5.3 External Partnership Reconfiguration
The France-Chad relationship reset will define Chad’s external positioning for years. Economic partnership must replace military cooperation as the bilateral foundation. Diversification of partnerships—with Turkey, Russia, Gulf states, and others—will continue as Chad seeks to maximize strategic options. Regional partners including Cameroon, Nigeria, and Libya require continuous diplomatic management.
The challenge is maintaining sufficient external support to sustain the regime while avoiding over-dependence that constrains sovereignty. The France rupture demonstrated Chad’s capacity for dramatic assertion of independence, but also revealed the limits of partnership diversification—hence the subsequent reset.
5.4 The Humanitarian-Security Nexus
The Sudanese refugee crisis, cross-border tensions with Libya, and persistent insecurity in multiple border zones create a humanitarian-security nexus that strains state capacity and international partnerships. Managing over 900,000 refugees requires resources Chad cannot provide alone, necessitating sustained humanitarian engagement . Border security requires military deployments that divert resources from development. Regional instability limits economic activity and investment.
Addressing these interconnected challenges requires coordinated international support, regional cooperation, and domestic capacity building—none of which can be achieved quickly or easily.

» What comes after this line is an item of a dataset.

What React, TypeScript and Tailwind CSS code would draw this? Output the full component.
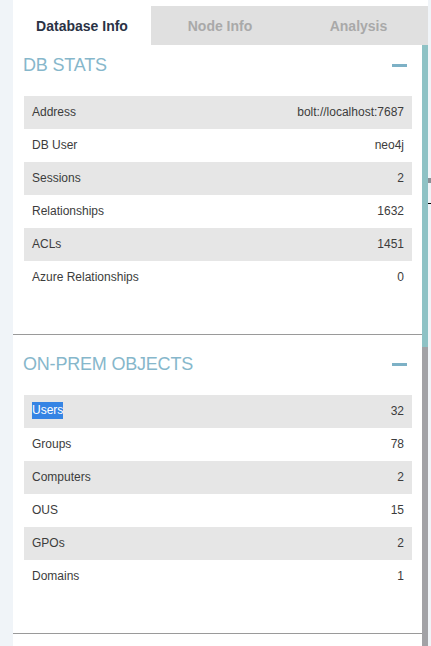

6. Conclusion: The Predicament of the Gatekeeper State
Chad in February 2026 presents the classic predicament of the African “gatekeeper state”: a regime whose power derives from control over access to external resources—oil revenues, strategic rents, diplomatic recognition—rather than from domestic productive transformation. President Mahamat Déby has consolidated power through mechanisms inherited from his father: security force control, strategic patronage, and adroit external positioning. The dramatic rupture with France and subsequent reset demonstrate this external positioning capacity—the ability to assert sovereignty while preserving essential partnerships.
Economically, the regime pursues genuine reform through fiscal digitalization and diversification initiatives. The 2026 budget’s tax modernization agenda, the mobile money tax removal, and the focus on CotonTchad and special economic zones all reflect recognition that oil dependence is unsustainable. Yet these reforms operate against profound structural constraints: infrastructure deficit, human capital crisis, institutional weakness, and climate vulnerability that no single budget can address.
The Sudanese refugee crisis—over 900,000 people—adds humanitarian pressure to existing challenges . Border tensions with Libya require constant diplomatic management. Domestic opposition, newly coalesced under the “Save Democracy in Chad” coalition, challenges regime legitimacy . Security conditions remain precarious, with travel warnings affecting most of the country .
For Central Africa, Chad’s trajectory carries region-wide implications. A stable Chad provides a buffer against spillover from Libya and Sudan, contributes to Lake Chad Basin security cooperation, and maintains regional economic connectivity. A destabilized Chad would export refugees, armed groups, and insecurity across multiple borders, with effects reaching Cameroon, Nigeria, and beyond.
The question for Déby’s second era is whether political consolidation can be translated into developmental transformation—whether the gatekeeper state can evolve beyond resource rent management toward productive diversification. The 2026 budget suggests awareness of this imperative. Whether implementation matches intent, and whether structural constraints permit success, will determine not only Chad’s future but also, to a significant degree, Central Africa’s stability.